Superlatifs –
L’autre jour, je feuilletais une pile de revues reçues d’une amie (j’aime bien lire les articles des mois après l’énervement qui les a provoqués, et en plus, je découpe les images qui m’inspirent pour une raison ou pour une autre.)
Bref, je feuilletais lorsque mon attention fut saisie par les mots “Mythique Atlantique”. Bouh, rien de moins. Mythique, ça n’est pas rien. En fait, il s’agissait d’une publicité pour une croisière à bord d’un paquebot qui vous dépose à New York après vous avoir imposé les platitudes éculées d’un “invité exceptionnel” (lui-même assez fatigué), les plink-et-plink d’un “pianiste virtuose” et les conférences d’un ‘historien’…bon, l’historien, lui n’a pas eu droit à son superlatif. Il n’empêche. Je me suis mise à noter les
bouleversant
magnifique
passionnant
extraordinaire
et
fascinant
truffant les références au moindre texte, film, série télé, spectacle et j’en passe. Plus la vie des gens dits ‘ordinaires’ se heurte à des limites, et plus s’accroît le besoin de rêve et d’évasion. Et vive les métiers d’avenir des pourvoyeurs de rêves-bidons s’engouffrant avec leurs baluchons remplis d’ersatz.
Ensuite, les zexperts s’interrogent sur l’ennui, le dégoût et les pannes du désir. Pourtant, il n’y a pas de mystère: À force d’ingurgiter du magnifique de pacotille, vient le jour où une simple tartine de vrai pain sans ‘label’ ni glose dithyrambique procure davantage de plaisir qu’une croisière mythique à bord d’un paquebot atteignant New York dans une “aube magique” (et ensoleillée, il va sans dire), avec une visite optionnelle (payante, eh, évidemment), dans le “coeur de Manhattan”, rien de moins.(Ils vous retournent chez-vous en avion, à la condition que la compagnie aérienne soit toujours en affaire. Il y a des limites à la magie magnifique qu’on peut obtenir à ce prix exceptionnel mais hâtez-vous, cette offre unique n’est valide que jusqu’au…et cetera).
(Puis-je me permettre de vous suggérer la lecture de Novecento d’Alessandro Barricco en lieu et place? Ou alors, Enfances de Marie Desplechin et Claude Ponti à L’école des Loisirs? À ne pas rater dans ce dernier cas: le dessin de de Gaulle enfant, avec une tête en forme de carte de la France.)
Les superlatifs sont en option et, de plus, on s’en fout.
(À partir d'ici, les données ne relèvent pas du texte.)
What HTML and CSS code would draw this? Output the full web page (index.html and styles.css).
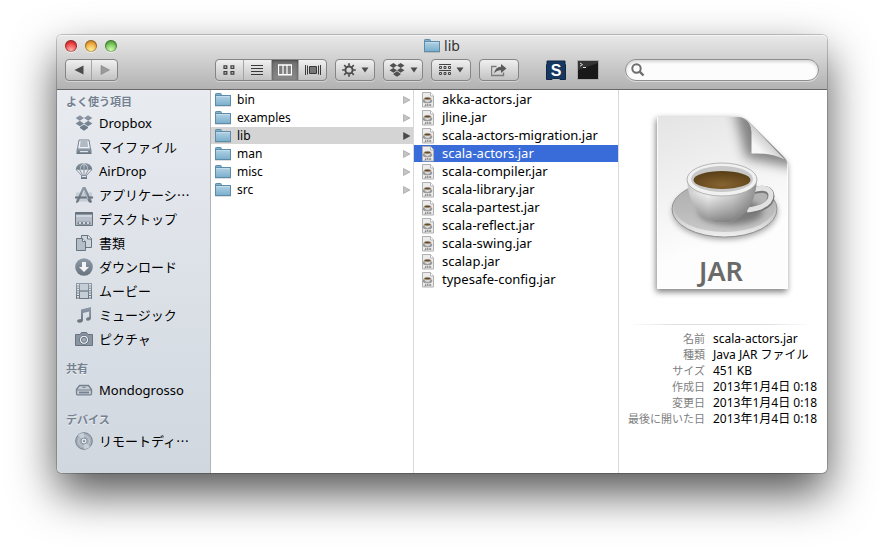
FILE: index.html
```html
<!DOCTYPE html>
<html lang="ja">
<head>
<meta charset="utf-8">
<meta name="viewport" content="width=device-width, initial-scale=1">
<title>lib</title>
<link rel="stylesheet" href="styles.css">
</head>
<body>
<svg class="defs" aria-hidden="true">
  <defs>
    <linearGradient id="gFolder" x1="0" y1="0" x2="0" y2="1"><stop offset="0" stop-color="#b3d3e6"/><stop offset="1" stop-color="#7aaecb"/></linearGradient>
    <linearGradient id="gSide" x1="0" y1="0" x2="0" y2="1"><stop offset="0" stop-color="#8f9aa8"/><stop offset="1" stop-color="#67737f"/></linearGradient>
    <linearGradient id="gPage" x1="0" y1="0" x2="0.3" y2="1"><stop offset="0" stop-color="#e4e4e4"/><stop offset=".8" stop-color="#fdfdfd"/></linearGradient>
    <linearGradient id="gCup" x1="0" y1="0" x2="1" y2="0"><stop offset="0" stop-color="#c9c9c9"/><stop offset=".3" stop-color="#f4f4f4"/><stop offset=".65" stop-color="#d2d2d2"/><stop offset="1" stop-color="#8e8e8e"/></linearGradient>
    <linearGradient id="gCupShade" x1="0" y1="0" x2="0" y2="1"><stop offset=".35" stop-color="#555" stop-opacity="0"/><stop offset="1" stop-color="#444" stop-opacity=".6"/></linearGradient>
    <linearGradient id="gSaucer" x1="0" y1="0" x2="0" y2="1"><stop offset="0" stop-color="#a2a2a2"/><stop offset=".55" stop-color="#c4c4c4"/><stop offset="1" stop-color="#f0f0f0"/></linearGradient>
    <radialGradient id="gCoffee" cx=".5" cy=".75" r=".7"><stop offset="0" stop-color="#866330"/><stop offset="1" stop-color="#5a3f17"/></radialGradient>
    <linearGradient id="gFold" x1="0" y1="1" x2=".8" y2=".2"><stop offset="0" stop-color="#fff"/><stop offset=".4" stop-color="#f6f6f6"/><stop offset=".65" stop-color="#d0d0d0"/></linearGradient>
    <filter id="blur2" x="-30%" y="-30%" width="160%" height="160%"><feGaussianBlur stdDeviation="3"/></filter>
    <filter id="blur6" x="-50%" y="-50%" width="200%" height="200%"><feGaussianBlur stdDeviation="6"/></filter>
    <symbol id="folder" viewBox="0 0 16 16">
      <path d="M.5 3.500V2.200q0-.7.7-.7h4.400q.7 0 .7.7v1.300z" fill="#86b2cd" stroke="#5b8daa"/>
      <rect x=".5" y="3.500" width="15" height="10" fill="url(#gFolder)" stroke="#5b8daa"/>
      <path d="M1 4.500h14" stroke="#c3dcea"/>
      <path d="M0 14.500h16" stroke="#000" stroke-opacity=".13"/>
    </symbol>
    <symbol id="jar" viewBox="0 0 14 16">
      <path d="M1.500.5h8l3 3.500v11h-11z" fill="#ececec" stroke="#b0b0b0"/>
      <path d="M9.500.5V4h3" fill="#fff" stroke="#a7a7a7" stroke-width=".8"/>
      <ellipse cx="6.500" cy="9" rx="4.800" ry="2.300" fill="#989898"/>
      <path d="M3 6.500q0 4 3.500 4t3.500-4z" fill="#ddd" stroke="#888" stroke-width=".6"/>
      <ellipse cx="6.500" cy="6.500" rx="3.200" ry="1.300" fill="#6b4a20" stroke="#bbb" stroke-width=".5"/>
      <path d="M3.500 14h1v-1.800M6 14v-1.600h1V14M8.700 14v-1.600h1V14" fill="none" stroke="#777" stroke-width=".8"/>
    </symbol>
    <symbol id="dropbox" viewBox="0 0 18 18">
      <path d="M5 1.200 9 4 4.800 6.700.6 4zM13 1.200 17.400 4l-4.200 2.700L9 4zM.6 9.400l4.200-2.700L9 9.400 5 12.200zM9 9.400l4.200-2.700 4.200 2.700-4.400 2.800zM5 13.100l4-2.700 4 2.700v1L9 16.700l-4-2.600z"/>
    </symbol>
    <symbol id="right" viewBox="0 0 8 8"><path d="M.5.5 7 4 .5 7.500z"/></symbol>
    <symbol id="down" viewBox="0 0 8 6"><path d="M.5.5h7L4 5.500z"/></symbol>
  </defs>
</svg>

<main class="window">
  <header class="header">
    <div class="titlebar">
      <div class="lights">
        <button class="light light-red" aria-label="閉じる"></button>
        <button class="light light-yellow" aria-label="しまう"></button>
        <button class="light light-green" aria-label="拡大"></button>
      </div>
      <h1 class="title"><svg class="icon16"><use href="#folder"/></svg>lib</h1>
    </div>
    <div class="toolbar">
      <div class="group nav">
        <button aria-label="戻る"><svg width="10" height="10" viewBox="0 0 10 10"><path d="M9.500.5v9L.5 5z" fill="#4c4c4c"/></svg></button>
        <button aria-label="進む"><svg width="10" height="10" viewBox="0 0 10 10"><path d="M1 .5v9L9.500 5z" fill="#9a9a9a" stroke="#858585" stroke-width=".6"/></svg></button>
      </div>
      <div class="group views">
        <button aria-label="アイコン"><svg width="12" height="10" viewBox="0 0 12 10" fill="none" stroke="#3f3f3f" stroke-width="1.200"><path d="M1 .8h2.800v2.600H1zM8 .8h2.800v2.600H8zM1 6.600h2.800v2.600H1zM8 6.600h2.800v2.600H8z"/></svg></button>
        <button aria-label="リスト"><svg width="12" height="10" viewBox="0 0 12 10" stroke="#3a3a3a"><path d="M0 .5h12M0 3.500h12M0 6.500h12M0 9.500h12"/></svg></button>
        <button class="on" aria-label="カラム" aria-pressed="true"><svg width="14" height="12" viewBox="0 0 14 12" fill="none" stroke="#fff"><path d="M.5 1v10M13.500 1v10M5 1v10M9 1v10" stroke-width="1.200"/><path d="M0 1h14M0 10.800h14" stroke-width="1.600"/></svg></button>
        <button aria-label="Cover Flow"><svg width="16" height="10" viewBox="0 0 16 10" stroke="#3a3a3a"><path d="M.5 0v10M2.500.5v9M13.500.5v9M15.500 0v10"/><path d="M4.500 1.500h7v7h-7z" fill="#777"/></svg></button>
      </div>
      <button class="btn" aria-label="アクション"><svg width="14" height="14" viewBox="0 0 14 14" fill="none" stroke="#4b4b4b"><circle cx="7" cy="7" r="3.600" stroke-width="2"/><path d="M7 .2v2.600M7 11.200v2.600M.2 7h2.600M11.200 7h2.600M2.200 2.200 4 4M10 10l1.800 1.800M11.800 2.200 10 4M4 10l-1.800 1.800" stroke-width="1.700"/></svg><svg class="caret"><use href="#down"/></svg></button>
      <button class="btn" aria-label="Dropbox"><svg class="tool-dropbox"><use href="#dropbox"/></svg><svg class="caret"><use href="#down"/></svg></button>
      <button class="btn" aria-label="項目の並び順序"><svg width="12" height="12" viewBox="0 0 12 12" fill="none" stroke="#444"><path d="M0 .5h12M0 6.500h12"/><path d="M.5 2.500h2v2h-2zM5 2.500h2v2H5zM9.500 2.500h2v2h-2zM.5 8.500h2v2h-2zM5 8.500h2v2H5zM9.500 8.500h2v2h-2z"/></svg><svg class="caret"><use href="#down"/></svg></button>
      <button class="btn share" aria-label="共有"><svg width="16" height="14" viewBox="0 0 16 14"><path d="M5.500 3.500h-5v9h12V9.500" fill="none" stroke="#7c7c7c" stroke-width="1.400"/><path d="M3.200 10.500Q4 4 10 3.800V1l5.500 4.600L10 10V7.200Q6 7 3.200 10.500z" fill="#5c5c5c"/></svg></button>
      <button class="app app-s" aria-label="Sublime">
        <svg width="20" height="20" viewBox="0 0 20 20"><path d="M1 1h18v3l.5.5v15H14l-1-1H7l-1 1H.5v-15L1 4z" fill="#17375e" stroke="#0f2746"/><text class="s-letter" x="10" y="15.500" text-anchor="middle">S</text></svg>
      </button>
      <button class="app app-term" aria-label="ターミナル">
        <svg width="24" height="22" viewBox="0 0 24 22"><rect x="1" y="1" width="22" height="20" fill="#a9a9a9"/><rect x="2" y="2" width="20" height="18" fill="#191919"/><path d="M2 11 22 4V2H2z" fill="#343434"/><path d="m4 4 2.500 1.600L4 7.200M7 8.500h3" fill="none" stroke="#ddd"/></svg>
      </button>
      <label class="search">
        <svg width="14" height="14" viewBox="0 0 14 14" fill="none" stroke="#6d6d6d"><circle cx="5.500" cy="5.500" r="4.200" stroke-width="2"/><path d="m8.700 8.700 3.800 3.800" stroke-width="2.400"/></svg>
        <input type="search" aria-label="検索">
      </label>
    </div>
  </header>

  <div class="body">
    <nav class="sidebar">
      <section>
        <h2>よく使う項目</h2>
        <a href="#"><svg><use href="#dropbox"/></svg>Dropbox</a>
        <a href="#"><svg viewBox="0 0 18 18"><path d="M4 2h10l1.500 9h-13z" fill="#eef1f5" stroke="#75818f"/><path d="M5.500 4h7M5.300 6h7.500M5 8h8" stroke="#75818f"/><path d="M1.500 11h15v5h-15z"/><path d="M5 13h8v1.200H5z" fill="#dfe4ea"/></svg>マイファイル</a>
        <a href="#"><svg viewBox="0 0 18 18"><path d="M.7 8Q1.200 1 9 1t8.300 7Q15 6.800 13.500 8.200 11.500 6.800 9 8.200 6.500 6.800 4.500 8.200 3 6.800.7 8z"/><path d="M5 8Q5 3 9 1.400 13 3 13 8M9 1.500V8" fill="none" stroke="#d9dfe6" stroke-width=".7"/><path d="m1.500 8 5 5.500M4.800 8l2.600 5M9 8v5M13.200 8l-2.600 5M16.500 8l-5 5.500" fill="none" stroke="#75818f" stroke-width=".8"/><path d="M6 13h6v4H6z"/><path d="M7 14.500h4" stroke="#dfe4ea"/></svg>AirDrop</a>
        <a href="#"><svg viewBox="0 0 18 18"><path d="M1 6.500h16v9H1z" fill="#a9b3be" opacity=".5"/><path d="M8 1h2.500L17 16l-1.500 1-1.800-1L8.500 5z"/><path d="M10 1 3.500 16 1 17.300 1.300 15 7.800 1z"/><path d="M0 11.500h18" stroke="#67737f" stroke-width="2"/><path d="M8.800 4 13 13" stroke="#dfe4ea" stroke-width=".7"/></svg><span>アプリケーシ<span class="cjk">…</span></span></a>
        <a href="#"><svg viewBox="0 0 18 18"><path d="M.5 2.500h17v13H.5z" fill="#b7c0ca" stroke="#67737f"/><path d="M1 3.500h16" stroke="#67737f" stroke-width="2"/><path d="M1 6h16" stroke="#e8ecf1"/><path d="M2.500 11.500h13v3h-13z"/><path d="M4 13h2M8 13h2M12 13h2" stroke="#eef1f5" stroke-width="1.500"/></svg>デスクトップ</a>
        <a href="#"><svg viewBox="0 0 18 18"><path d="M6.500 1.500H13l3.500 3v9h-10z" fill="#cdd4dc" stroke="#67737f"/><path d="M1.500 4.500h6l3 3v9h-9z" fill="#b4bec9" stroke="#67737f"/><path d="M7.500 4.500v3h3M12.500 1.500v3.500h4" fill="#eef1f5" stroke="#67737f"/></svg>書類</a>
        <a href="#"><svg viewBox="0 0 18 18"><circle cx="9" cy="9" r="8.800"/><path d="M7 4h4v5h3l-5 5-5-5h3z" fill="#f2f4f7"/></svg>ダウンロード</a>
        <a href="#"><svg viewBox="0 0 18 18"><path d="M1 1h16v16H1z"/><path d="M5 2h8v6.300H5zM5 9.700h8V16H5z" fill="#c5cdd6"/><path d="M3 2v15M15 2v15" stroke="#eef1f5" stroke-width="1.800" stroke-dasharray="1.400 1"/></svg>ムービー</a>
        <a href="#"><svg viewBox="0 0 18 18"><path d="M6 3.500 16 1v11.500q-.3 2-2.800 2.300-2.200 0-2.200-1.500 0-2 3.200-2.300V5.500L8 7v7.500q-.3 2-2.800 2.300Q2 17 2 15q.3-2 4-2z"/></svg>ミュージック</a>
        <a href="#"><svg viewBox="0 0 18 18"><path d="M.5 4.500H5L6.500 2.500h5L13 4.500h4.500v11H.5z" fill="#8995a2" stroke="#67737f"/><circle cx="9" cy="9.800" r="4.600" fill="#e9edf1" stroke="#67737f"/><circle cx="9" cy="9.800" r="2.500" fill="#a1acb8" stroke="#67737f"/></svg>ピクチャ</a>
      </section>
      <section>
        <h2>共有</h2>
        <a href="#"><svg viewBox="0 0 18 18"><path d="M1.500 8.500 4.500 4.500h9l3 4v4.300q0 1-1 1h-13q-1 0-1-1z" fill="#c5cdd6" stroke="#75818f" stroke-width="1.300"/><path d="M2 9h14" stroke="#75818f"/><path d="M4 11.500h10" stroke="#75818f" stroke-width="1.800"/><path d="M7.500 6.300h3" stroke="#75818f"/></svg>Mondogrosso</a>
      </section>
      <section>
        <h2>デバイス</h2>
        <a href="#"><svg viewBox="0 0 18 18"><circle cx="9" cy="9" r="8.300" fill="#a4afba" stroke="#75818f"/><path d="M9 9 3 3.200Q6 .7 9 1zM9 9l6 5.800Q12 17.300 9 17z" fill="#c8d0d8"/><circle cx="9" cy="9" r="5.400" fill="none" stroke="#c5cdd6"/><circle cx="9" cy="9" r="3" fill="#dfe4ea" stroke="#8995a2"/><circle cx="9" cy="9" r="1.100"/></svg><span>リモートディ<span class="cjk">…</span></span></a>
      </section>
    </nav>

    <div class="column folders">
      <a href="#"><svg class="icon16"><use href="#folder"/></svg><span>bin</span><svg class="chev"><use href="#right"/></svg></a>
      <a href="#"><svg class="icon16"><use href="#folder"/></svg><span>examples</span><svg class="chev"><use href="#right"/></svg></a>
      <a href="#" class="open"><svg class="icon16"><use href="#folder"/></svg><span>lib</span><svg class="chev"><use href="#right"/></svg></a>
      <a href="#"><svg class="icon16"><use href="#folder"/></svg><span>man</span><svg class="chev"><use href="#right"/></svg></a>
      <a href="#"><svg class="icon16"><use href="#folder"/></svg><span>misc</span><svg class="chev"><use href="#right"/></svg></a>
      <a href="#"><svg class="icon16"><use href="#folder"/></svg><span>src</span><svg class="chev"><use href="#right"/></svg></a>
    </div>

    <div class="column files">
      <a href="#"><svg class="jar"><use href="#jar"/></svg><span>akka-actors.jar</span></a>
      <a href="#"><svg class="jar"><use href="#jar"/></svg><span>jline.jar</span></a>
      <a href="#"><svg class="jar"><use href="#jar"/></svg><span>scala-actors-migration.jar</span></a>
      <a href="#" class="selected"><svg class="jar"><use href="#jar"/></svg><span>scala-actors.jar</span></a>
      <a href="#"><svg class="jar"><use href="#jar"/></svg><span>scala-compiler.jar</span></a>
      <a href="#"><svg class="jar"><use href="#jar"/></svg><span>scala-library.jar</span></a>
      <a href="#"><svg class="jar"><use href="#jar"/></svg><span>scala-partest.jar</span></a>
      <a href="#"><svg class="jar"><use href="#jar"/></svg><span>scala-reflect.jar</span></a>
      <a href="#"><svg class="jar"><use href="#jar"/></svg><span>scala-swing.jar</span></a>
      <a href="#"><svg class="jar"><use href="#jar"/></svg><span>scalap.jar</span></a>
      <a href="#"><svg class="jar"><use href="#jar"/></svg><span>typesafe-config.jar</span></a>
    </div>

    <section class="preview">
      <svg class="doc" viewBox="11 0 164 204">
        <path d="M26 19h84l47 45v128H26z" fill="#000" opacity=".5" filter="url(#blur2)"/>
        <clipPath id="pageClip"><path d="M27 17h81q6 0 11 5l34 34q5 5 5 10v123H27z"/></clipPath>
        <g clip-path="url(#pageClip)">
          <path d="M27 17h131v172H27z" fill="url(#gPage)"/>
          <path d="M104 8 116 58l50 10V8z" fill="#555" opacity=".7" filter="url(#blur6)"/>
          <path d="M27.500 17v171.500h130V60" fill="none" stroke="#fff" stroke-opacity=".8"/>
        </g>
        <path d="M112 18q9 3 9.500 14v21.500q20-1 33 6L119 22q-3-3-7-4z" fill="url(#gFold)"/>
        <ellipse cx="95" cy="112" rx="52" ry="27" fill="#000" opacity=".4" filter="url(#blur2)"/>
        <ellipse cx="94.500" cy="109" rx="52.500" ry="28" fill="url(#gSaucer)" stroke="#858585" stroke-width=".8"/>
        <ellipse cx="94.500" cy="107" rx="50.500" ry="25" fill="#b4b4b4" opacity=".6"/>
        <ellipse cx="101" cy="112" rx="32" ry="13" fill="#444" opacity=".55" filter="url(#blur2)"/>
        <path d="M122 91q18-5 19 5 0 12-24 15" fill="none" stroke="#777" stroke-width="7"/>
        <path d="M122 90q18-5 19 5 0 12-24 15" fill="none" stroke="#e2e2e2" stroke-width="5"/>
        <path d="M57 78q1 23 12 35 9 9.500 23 9.500t23-9.500q11-12 12-35z" fill="url(#gCup)"/>
        <path d="M57 78q1 23 12 35 9 9.500 23 9.500t23-9.500q11-12 12-35z" fill="url(#gCupShade)"/>
        <ellipse cx="92" cy="79.500" rx="35" ry="16.500" fill="#f1f1f1" stroke="#a5a5a5" stroke-width=".8"/>
        <ellipse cx="92" cy="79" rx="31" ry="13" fill="#c8c8c8"/>
        <ellipse cx="92" cy="80" rx="28.500" ry="9" fill="url(#gCoffee)"/>
        <text class="doc-text" x="91" y="181" text-anchor="middle">JAR</text>
      </svg>
      <hr>
      <dl>
        <dt>名前</dt><dd>scala-actors.jar</dd>
        <dt>種類</dt><dd>Java JAR ファイル</dd>
        <dt>サイズ</dt><dd>451 KB</dd>
        <dt>作成日</dt><dd>2013年1月4日 0:18</dd>
        <dt>変更日</dt><dd>2013年1月4日 0:18</dd>
        <dt>最後に開いた日</dt><dd>2013年1月4日 0:18</dd>
      </dl>
    </section>
  </div>
</main>
</body>
</html>
```

FILE: styles.css
```css
* { box-sizing: border-box; }

body {
  margin: 0;
  min-height: 100vh;
  padding: 35px 57px 79px;
  display: flex;
  background: #fff;
  color: #000;
  font-family: "Noto Sans", "Noto Sans CJK JP", sans-serif;
  font-size: 12px;
}

a { color: inherit; text-decoration: none; }
button { margin: 0; padding: 0; border: 0; background: none; font: inherit; }
svg { display: block; flex: none; }
.defs { position: absolute; width: 0; height: 0; }
.icon16 { width: 16px; height: 16px; }
.cjk { font-family: "Noto Sans CJK JP", sans-serif; }

.window {
  flex: 1;
  min-width: 0;
  display: flex;
  flex-direction: column;
  border-radius: 5px;
  background: #fff;
  box-shadow: 0 0 0 1px rgba(0, 0, 0, .2), 0 20px 45px rgba(0, 0, 0, .68);
}

.header {
  border-bottom: 1px solid #686868;
  border-radius: 5px 5px 0 0;
  padding: 0 8px 8px;
  background: linear-gradient(#e9e9e9, #b2b2b2);
  box-shadow: inset 0 1px #f6f6f6;
}

.titlebar {
  height: 24px;
  padding-bottom: 2px;
  display: grid;
  grid-template-columns: 1fr auto 1fr;
  align-items: center;
}

.lights { display: flex; gap: 8px; }
.light {
  width: 12px;
  height: 12px;
  border-radius: 50%;
  box-shadow: 0 1px rgba(255, 255, 255, .6), inset 0 0 0 1px rgba(0, 0, 0, .25), inset 0 2px 2px rgba(0, 0, 0, .2);
}
.light-red { background: radial-gradient(circle at 50% 85%, #ffb5ad, #ee3d3e 60%); }
.light-yellow { background: radial-gradient(circle at 50% 85%, #fff3a0, #f0a63a 60%); }
.light-green { background: radial-gradient(circle at 50% 85%, #d5ffb5, #6cbf50 60%); }

.title {
  margin: 0;
  display: flex;
  align-items: center;
  gap: 4px;
  font-size: 14px;
  font-weight: 400;
  line-height: 20px;
  color: #333;
}

.toolbar { display: flex; align-items: center; gap: 8px; height: 22px; }

.group, .btn {
  height: 22px;
  border: 1px solid #858585;
  border-radius: 4px;
  background: linear-gradient(#f0f0f0, #c2c2c2);
  box-shadow: 0 1px rgba(255, 255, 255, .4);
}
.group { display: flex; overflow: hidden; }
.group button { flex: 1; display: flex; align-items: center; justify-content: center; }
.group button + button { border-left: 1px solid #a5a5a5; }
.nav { width: 53px; }
.views { width: 112px; margin-left: 89px; }
.group .on { background: linear-gradient(#707070, #8a8a8a); box-shadow: inset 0 1px 3px rgba(0, 0, 0, .4); }

.btn { width: 40px; display: flex; align-items: center; justify-content: center; gap: 5px; }
.caret { width: 8px; height: 6px; fill: #4b4b4b; }
.tool-dropbox { width: 16px; height: 16px; fill: #505050; }

.app { display: flex; }
.app-s { margin-left: 19px; }
.app-term { margin-left: 2px; }
.s-letter { font: 700 16px "Liberation Sans Narrow", "Liberation Sans", sans-serif; fill: #fff; }

.search {
  width: 194px;
  height: 22px;
  margin-left: auto;
  padding: 0 5px;
  display: flex;
  align-items: center;
  gap: 4px;
  border: 1px solid #8e8e8e;
  border-radius: 11px;
  background: #fcfcfc;
  box-shadow: 0 1px rgba(255, 255, 255, .5), inset 0 2px 3px rgba(0, 0, 0, .15);
}
.search input { flex: 1; min-width: 0; border: 0; outline: 0; padding: 0; background: none; font: inherit; }

.body { flex: 1; display: flex; min-height: 0; }

.sidebar {
  width: 154px;
  padding: 3px 0 0 9px;
  display: flex;
  flex-direction: column;
  gap: 9px;
  border-right: 1px solid #b4b4b4;
  border-radius: 0 0 0 5px;
  background: linear-gradient(#e8ebf0, #d0d7df);
  font-size: 13px;
}
.sidebar h2 {
  margin: 0;
  font-size: 11px;
  font-weight: 700;
  line-height: 18px;
  color: #748190;
  text-shadow: 0 1px rgba(255, 255, 255, .7);
}
.sidebar a {
  height: 24px;
  padding-left: 9px;
  display: flex;
  align-items: center;
  gap: 6px;
  line-height: 18px;
  white-space: nowrap;
}
.sidebar a svg { width: 18px; height: 18px; fill: url(#gSide); }

.column {
  padding-top: 1px;
  display: flex;
  flex-direction: column;
  gap: 1px;
  border-right: 1px solid #d9d9d9;
}
.column a { height: 17px; display: flex; align-items: center; white-space: nowrap; line-height: 17px; }
.folders { width: 203px; }
.folders a { padding: 0 2px 0 4px; gap: 6px; }
.folders span { flex: 1; }
.chev { width: 8px; height: 8px; fill: #c4c4c4; stroke: #999; stroke-width: .6; }
.folders .open { background: #d4d4d4; }
.open .chev { fill: #4a4a4a; stroke: #4a4a4a; }
.files { width: 205px; font-size: 13px; }
.files a { padding-left: 7px; gap: 7px; }
.jar { width: 14px; height: 16px; }
.files .selected { background: #3a6cd9; color: #fff; }

.preview { flex: 1; min-width: 0; padding-top: 10px; }
.doc { width: 164px; height: 204px; margin: 0 auto; }
.doc-text { font: 600 27px "Noto Sans", sans-serif; fill: #6a6a6a; }
.preview hr {
  height: 1px;
  margin: 20px 16px 6px 10px;
  border: 0;
  background: linear-gradient(90deg, transparent, #dedede 25%, #dedede 75%, transparent);
}
.preview dl {
  margin: 0;
  display: grid;
  grid-template-columns: 86px 1fr;
  column-gap: 8px;
  font-size: 11px;
  line-height: 16px;
  white-space: nowrap;
}
.preview dt { text-align: right; color: #808080; }
.preview dd { margin: 0; font-size: 12px; }
```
Pourquoi? Parce que le superlatif de l’un provoque des baillements d’ennui chez l’autre. A chacun ses délices et le monde ne s’en portera que mieux.
Superlatives –
The other day, I was leafing through a pile of magazines donated by a friend (I enjoy reading articles months after the excitement that caused them has died down, plus I cut out the images I find inspiring, for one reason or another.)
In short, I was leafing through when the words “Mythical Atlantic” grabbed my attention. Whoah. This was serious business. Mythical, no less. In fact, it was an ad for a cruise above a ship dropping you off in New York after subjecting you to the tired yammerings of a (also tired) “exceptional guest”, the tinkling keys of a “virtuoso pianist” and conferences by a historian’s…oh, the historian doesn’t rate a superlative. No matter. I started jotting down the words
moving
magnificent
gripping
extraordinary
and
fascinating
studding references to the slightest text, film, tv series, stage show, and more. The more the lives of so-called ‘ordinary” people are constrained by limitations, the greater the need to escape through dreams and get-aways. Hurray for jobs with a future for dream purveyors rushing in with junk-dreams out of a sackful of ersatz.
After which the nexperts ponder over boredom, disgust and desire going flat. There’s no mystery involved: Comes a point after ingurgitating too much phoney magnificence when the simplest slice of real bread with no ‘label’ and no dithyrambic gloss gives more pleasure than mythical cruises aboard a ship arriving in New York on the “magical dawn” (of a sunny day, it should go without saying), with an optional add-on visit (extra, of course, what do you think?) to the “heart of Manhattan”. (They fly you home afterwards, conditional on the airline still being in business. There’s only so much magnificent magic available at this exceptionally low price but hurry this unique offer expires on…etc)
(May I suggest you read Alessandro Barricco’s Novecento instead? Or Enfances by Marie Desplechin and Claude Ponti at L’école des Loisirs? In the latter case, don’t miss the drawing of de Gaulle as a child with a head shaped like the map of France.)
Superlatives are optional and, what’s more, we couldn’t care less. Why? Because one person’s superlatives is another’s bored yawns. To each his or her own delights, and the world sill simply be the better for it.